Arun G. Rao, deputy assistant attorney general of the DOJ’s Consumer Protection Branch, said they aim to “advance aggressive and innovative solutions” to the evolving problem of illegal vaping products.

To date, the FDA has approved 23 tobacco-flavored e-cigarette products and devices that may be lawfully sold in the United States, but illegal e-cigarettes continue to emerge in the market.
About 2.1 million youths reported using e-cigarettes last year, of which 10 percent were high school students and nearly five percent middle school students, according to the 2023 National Youth Tobacco Survey.

The survey found that more than one in four of these users reported using e-cigarettes daily.
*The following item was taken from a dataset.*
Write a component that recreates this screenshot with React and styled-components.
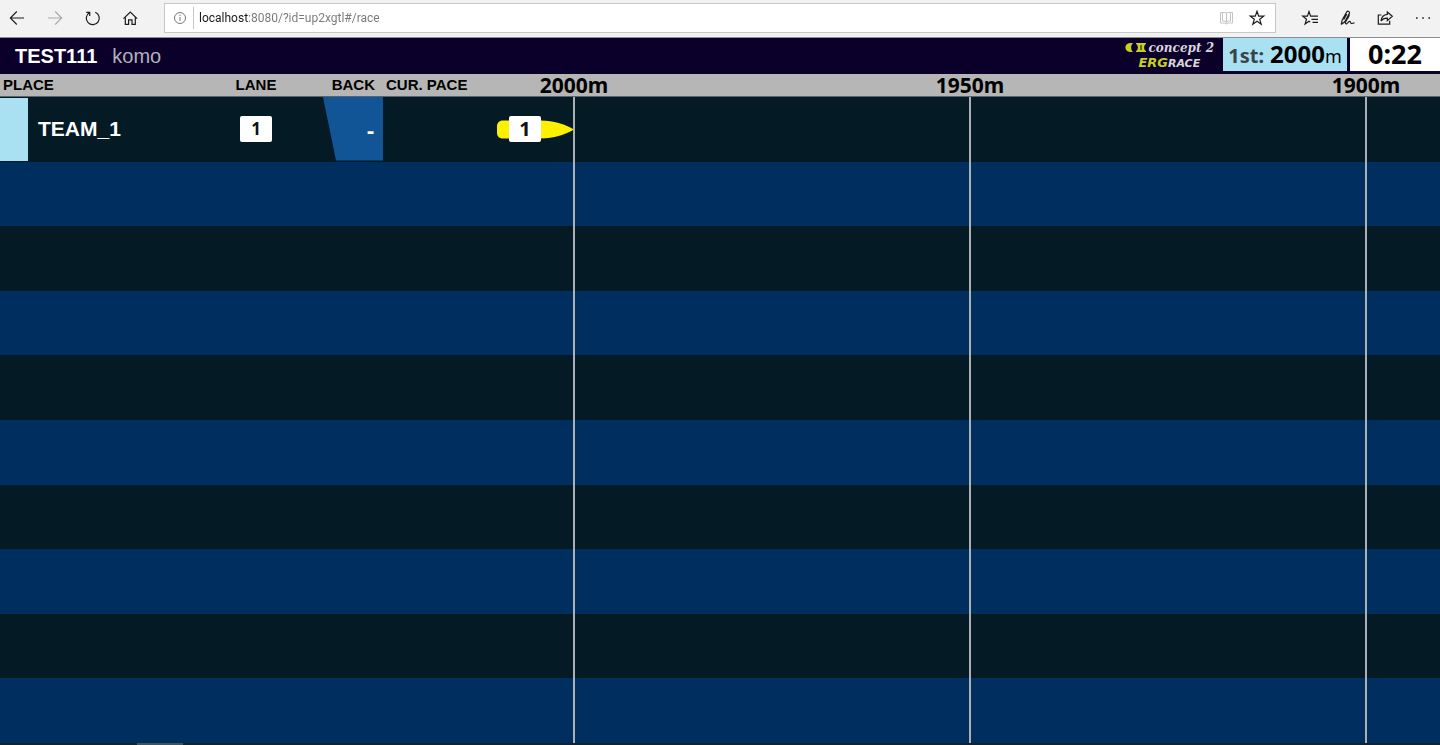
import styled, { createGlobalStyle } from 'styled-components';

const GlobalStyle = createGlobalStyle`
* {
    box-sizing: border-box;
}
body {
    margin: 0;
    background: #041b26;
    font-family: "Liberation Sans", Arial, sans-serif;
}
`

const Page = styled.div`
display: flex;
flex-direction: column;
height: 100vh;
overflow: hidden;
`

/* browser toolbar */

const Toolbar = styled.nav`
display: flex;
align-items: center;
gap: 24px;
height: 38px;
padding: 0 8px 2px;
background: #f2f2f2;
border-bottom: 1px solid #8f8c98;
`

const ToolGroup = styled.div`
display: flex;
gap: 20px;
`

const IconButton = styled.button`
display: flex;
align-items: center;
justify-content: center;
width: 18px;
height: 18px;
padding: 0;
border: 0;
background: none;
color: ${({ $color }) => $color || '#1c1c1c'};
`

const Address = styled.label`
flex: 1;
display: flex;
align-items: center;
height: 30px;
padding: 0 9px 0 6px;
background: #fff;
border: 1px solid #c8c8c8;
`

const Divider = styled.span`
width: 1px;
height: 22px;
margin: 0 5px 0 4px;
background: #c4c4c4;
`

const AddressInput = styled.input`
flex: 1;
min-width: 0;
height: 24px;
padding: 0;
border: 0;
outline: 0;
font-family: Roboto, "Noto Sans", sans-serif;
font-size: 12px;
color: transparent;
background: linear-gradient(90deg, #1a1a1a 49px, #777 49px);
-webkit-background-clip: text;
background-clip: text;
`

const AddressActions = styled.div`
display: flex;
gap: 12px;
`

/* race header */

const Header = styled.header`
display: flex;
height: 36px;
padding-bottom: 3px;
background: #0b0029;
`

const Titles = styled.div`
flex: 1;
display: flex;
align-items: center;
gap: 15px;
padding: 3px 0 0 15px;
`

const EventName = styled.h1`
margin: 0;
font-size: 20px;
font-weight: 700;
color: #fff;
`

const RaceName = styled.span`
font-size: 20px;
color: #b4b1bd;
`

const Logo = styled.div`
display: flex;
flex-direction: column;
justify-content: center;
align-items: center;
padding: 1px 9px 0 0;
`

const LogoLine = styled.div`
display: flex;
align-items: baseline;
gap: 2px;
height: 14px;
line-height: 14px;
`

const Concept = styled.span`
font: italic 700 12px/14px "DejaVu Serif", serif;
color: #d8d5df;
`

const Erg = styled.span`
font: italic 700 ${({ $small }) => ($small ? 11 : 13)}px/14px "DejaVu Sans", sans-serif;
color: ${({ $small }) => ($small ? '#d8d5df' : '#c6cf24')};
`

const Leader = styled.div`
display: flex;
align-items: baseline;
justify-content: center;
width: 124px;
margin-right: 3px;
background: #a9e1f3;
font-family: "Noto Sans", sans-serif;
font-weight: 700;
line-height: 31px;
color: #000;
`

const LeaderPlace = styled.span`
margin-right: 6px;
font-size: 20px;
color: #3a4448;
`

const LeaderDistance = styled.span`
font-size: 24px;
`

const Unit = styled.span`
font-size: 18px;
font-weight: 400;
`

const Clock = styled.time`
width: 90px;
background: #fff;
font-family: "Noto Sans", sans-serif;
font-size: 27px;
font-weight: 700;
line-height: 31px;
text-align: center;
color: #000;
`

/* board */

const Board = styled.main`
position: relative;
flex: 1;
display: flex;
min-height: 0;
`

const Table = styled.table`
flex: 1;
display: flex;
flex-direction: column;
`

const Head = styled.thead`
display: block;
height: 23px;
background: #b6b6b6;
border-bottom: 1px solid #56646b;
`

const Body = styled.tbody`
flex: 1;
display: grid;
grid-auto-rows: 1fr;
`

const Row = styled.tr`
display: grid;
grid-template-columns: 200px 112px 72px 100px 90px 1fr;
`

const Lane = styled(Row)`
background: #041b26;
&:nth-child(even) {
    background: #002f5f;
}
`

const HeadCell = styled.th`
padding: ${({ $pad }) => $pad || '0'};
font-size: 15px;
font-weight: 700;
line-height: 22px;
text-align: ${({ $align }) => $align || 'left'};
color: #000;
`

const Cell = styled.td`
display: flex;
align-items: center;
justify-content: ${({ $justify }) => $justify || 'flex-start'};
padding: 0;
`

const PlaceMark = styled.span`
align-self: stretch;
width: 28px;
margin: 1px 10px 1px 0;
background: #a9e1f3;
`

const TeamName = styled.span`
font-size: 21px;
font-weight: 700;
color: #fff;
`

const Badge = styled.span`
width: 32px;
height: 26px;
border-radius: 2px;
background: #fff;
font-family: "Noto Sans", sans-serif;
font-size: ${({ $size }) => $size}px;
font-weight: 700;
line-height: 26px;
text-align: center;
color: #111;
`

const Back = styled.span`
align-self: stretch;
display: flex;
align-items: center;
justify-content: flex-end;
width: 60px;
margin: 0 1px 1px 0;
padding-right: 9px;
background: #115596;
clip-path: polygon(0 0, 100% 0, 100% 100%, 13px 100%);
font-family: "Noto Sans", sans-serif;
font-size: 22px;
font-weight: 700;
color: #fff;
`

const Boat = styled.div`
position: relative;
display: flex;
`

const BoatNumber = styled(Badge)`
position: absolute;
left: 12px;
top: 50%;
transform: translateY(-50%);
`

const Markers = styled.div`
position: absolute;
inset: 0;
display: grid;
grid-template-columns: repeat(3, 396px);
padding-left: 376px;
pointer-events: none;
`

const Marker = styled.div`
display: flex;
flex-direction: column;
align-items: center;
font-family: "Noto Sans", sans-serif;
font-size: 21px;
font-weight: 700;
line-height: 23px;
color: #000;
&::after {
    content: "";
    flex: 1;
    width: 2px;
    background: #aab0b6;
}
`

const Footer = styled.footer`
height: 2px;
padding-left: 137px;
background: #16222b;
`

const FooterMark = styled.div`
width: 46px;
height: 2px;
background: #45525e;
`

function Icon({ children }) {
    return (
        <svg width="18" height="18" viewBox="0 0 18 18" fill="none" stroke="currentColor" strokeWidth="1.2" aria-hidden="true">
            {children}
        </svg>
    )
}

const lanes = [
    { name: 'TEAM_1', lane: 1, back: '-' },
    null, null, null, null, null, null, null, null, null,
]

const distances = ['2000m', '1950m', '1900m']

function BrowserBar() {
    return (
        <Toolbar>
            <ToolGroup>
                <IconButton aria-label="Back">
                    <Icon><path d="M16 9H2.500M8.800 2.500 2.300 9l6.500 6.500" strokeWidth="1.1" /></Icon>
                </IconButton>
                <IconButton aria-label="Forward" $color="#a8a8a8">
                    <Icon><path d="M2 9h13.500M9.200 2.500 15.700 9l-6.500 6.500" strokeWidth="1.1" /></Icon>
                </IconButton>
                <IconButton aria-label="Refresh">
                    <Icon><path d="M11.300 3.200A6.500 6.500 0 1 1 5.300 3.700M2.300 3.400h3.400v3.500" /></Icon>
                </IconButton>
                <IconButton aria-label="Home">
                    <Icon><path d="M1.500 9.600 8.300 3l6.800 6.600M3.300 8.200v7.200h3.300v-4.600H10v4.600h3.300V8.200" /></Icon>
                </IconButton>
            </ToolGroup>
            <Address>
                <IconButton as="span" $color="#777">
                    <Icon>
                        <circle cx="9" cy="9" r="5.500" strokeWidth="1" />
                        <path d="M9 8v4M9 5.800v1.200" strokeWidth="1" />
                    </Icon>
                </IconButton>
                <Divider />
                <AddressInput aria-label="Address" defaultValue="localhost:8080/?id=up2xgtl#/race" spellCheck={false} />
                <AddressActions>
                    <IconButton aria-label="Reading view" $color="#c4c4c4">
                        <Icon><path d="M8.500 3.500v11M2.500 3.500h4.500l1.500 1 1.500-1h4.500v10.500H10l-1.500 1-1.500-1H2.500zM4.500 3.500v8.500h2.500l1.500 1 1.500-1h2.500V3.500" strokeWidth="1" /></Icon>
                    </IconButton>
                    <IconButton aria-label="Add to favorites">
                        <Icon><path d="m9 2.300 1.700 4.900h5l-4 3.100 1.500 5L9 12.300l-4.200 3 1.500-5-4-3.100h5z" /></Icon>
                    </IconButton>
                </AddressActions>
            </Address>
            <ToolGroup>
                <IconButton aria-label="Favorites">
                    <Icon><path d="M12.200 7.200h-1.600L9 2.500 7.400 7.200H2.800l3.700 3-1.400 4.900L9 12.300l1.200.8M12 7.200h6M11.500 10.300H18M12.500 13.400H18" /></Icon>
                </IconButton>
                <IconButton aria-label="Notes">
                    <Icon><path d="m3.200 15.500 1-4.500 4.600-8.200c.8-1.300 3.300-.1 2.700 1.300L7 12.500l-3.800 3M8.800 5l-3 5.500M11.200 5.500c.6 1.500-2.500 5-3.700 7.500-.6 1.400.4 2.300 1.600 1.400 1-.8 1.900-2.300 2.900-1.900.9.400.3 1.700 1.300 2 .9.200 1.600-.5 3.200-.6" /></Icon>
                </IconButton>
                <IconButton aria-label="Share">
                    <Icon><path d="M5.500 6H2.300v9.200h11.400v-3.500M11.300 3l5 4.300-5 4.300V9.100C8.500 9 6.600 9.800 5 12c.5-4 2.700-6.300 6.300-6.600z" /></Icon>
                </IconButton>
                <IconButton aria-label="More">
                    <Icon><path d="M2 9h1.600M8.200 9h1.600M14.400 9H16" strokeWidth="1.600" /></Icon>
                </IconButton>
            </ToolGroup>
        </Toolbar>
    )
}

function RaceHeader() {
    return (
        <Header>
            <Titles>
                <EventName>TEST111</EventName>
                <RaceName>komo</RaceName>
            </Titles>
            <Logo>
                <LogoLine>
                    <svg width="22" height="9" viewBox="0 0 22 9" fill="#c6cf24" aria-hidden="true">
                        <path d="M5 0h3C5.500 2 5.500 7 8 9H5C-1.200 8.500-1.200.5 5 0zM11 0h10v1C18.500 2 18.500 7 21 8v1H11V8c2.500-1 2.500-6 0-7z" />
                        <path d="M16 2v5" stroke="#0b0029" strokeWidth="1" />
                    </svg>
                    <Concept>concept 2</Concept>
                </LogoLine>
                <LogoLine>
                    <span><Erg>ERG</Erg><Erg $small>RACE</Erg></span>
                </LogoLine>
            </Logo>
            <Leader>
                <LeaderPlace>1st:</LeaderPlace>
                <LeaderDistance>2000</LeaderDistance>
                <Unit>m</Unit>
            </Leader>
            <Clock>0:22</Clock>
        </Header>
    )
}

function LaneRow({ team }) {
    if (!team) {
        return <Lane><Cell /></Lane>
    }
    return (
        <Lane>
            <Cell>
                <PlaceMark />
                <TeamName>{team.name}</TeamName>
            </Cell>
            <Cell $justify="center"><Badge $size={17}>{team.lane}</Badge></Cell>
            <Cell $justify="flex-end"><Back>{team.back}</Back></Cell>
            <Cell />
            <Cell $justify="flex-end">
                <Boat>
                    <svg width="77" height="19" viewBox="0 0 77 19" fill="#fff000" aria-hidden="true">
                        <path d="M6 .5h38C57 .5 67 4 77 9.500 67 15 57 18.500 44 18.500H6C2 18.500 0 16 0 13V6C0 3 2 .5 6 .5z" />
                    </svg>
                    <BoatNumber $size={20}>{team.lane}</BoatNumber>
                </Boat>
            </Cell>
        </Lane>
    )
}

function App() {
    return (
        <Page>
            <GlobalStyle />
            <BrowserBar />
            <RaceHeader />
            <Board>
                <Table>
                    <Head>
                        <Row>
                            <HeadCell $pad="0 0 0 3px">PLACE</HeadCell>
                            <HeadCell $align="center">LANE</HeadCell>
                            <HeadCell $align="right" $pad="0 9px 0 0">BACK</HeadCell>
                            <HeadCell $pad="0 0 0 2px">CUR. PACE</HeadCell>
                        </Row>
                    </Head>
                    <Body>
                        {lanes.map((team, i) => <LaneRow key={i} team={team} />)}
                    </Body>
                </Table>
                <Markers>
                    {distances.map((d) => <Marker key={d}>{d}</Marker>)}
                </Markers>
            </Board>
            <Footer><FooterMark /></Footer>
        </Page>
    )
}

export default App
The FDA has warned about the dangers of youth using e-cigarettes and other tobacco products.

“In addition to being highly addictive, nicotine can harm the developing adolescent brain, which continues to develop until about age 25. Young people who use nicotine may also be at risk for addiction to other drugs,” the agency stated.

To tackle this, the FDA said it has issued more than 1,100 warning letters to several manufacturers, importers, and retailers for illegally selling and distributing unauthorized e-cigarettes and other tobacco products.

Harold Wimmer, president and CEO of the American Lung Association, praised the DOJ, FDA, and other agencies involved in the task force for their efforts in eliminating illegal tobacco products from the market.

“For too long, manufacturers, distributors and wholesalers have acted without regard for the law or public health,” he said in a press release. “The data also underscore how addicted youth are to these products.”

Concerns Over Flavored E-Cigarettes

Many of the illegal e-cigarettes sold are flavored, which appeals to young consumers. Mr. Wimmer said that nearly 90 percent of young people who use e-cigarettes reported using flavored products, such as menthol and mixed-berry.

“Ongoing and coordinated enforcement is necessary to remove the illegal and addictive tobacco products from the market,” he added.

In February, Reps. Rob Wittman (R-Va.) and Raja Krishnamoorthi (D-Ill.) wrote to FDA chief Robert Califf, demanding information about what action the FDA the taking to tackle the importation of illicit vape products from China.

“While we appreciate the recent joint federal operation resulting in the seizure of more than 1.4 million units of illegal e-cigarettes in December 2023, much more needs to be done,” the lawmakers stated.

They claimed that illegal vaping products imported from China account for “more than half of all vaping products sold in the United States and contribute significantly to underage vaping rates.”

The lawmakers cited data from the FDA indicating that more than one in four young people in the United States reported using e-cigarettes daily and over a third reported using e-cigarettes at least 20 days a month.

A significant number of them preferred flavored e-cigarettes, with 56 percent of users reporting the use of Elf Bar, a popular youth-appealing e-cigarette brand manufactured and illegally imported from China.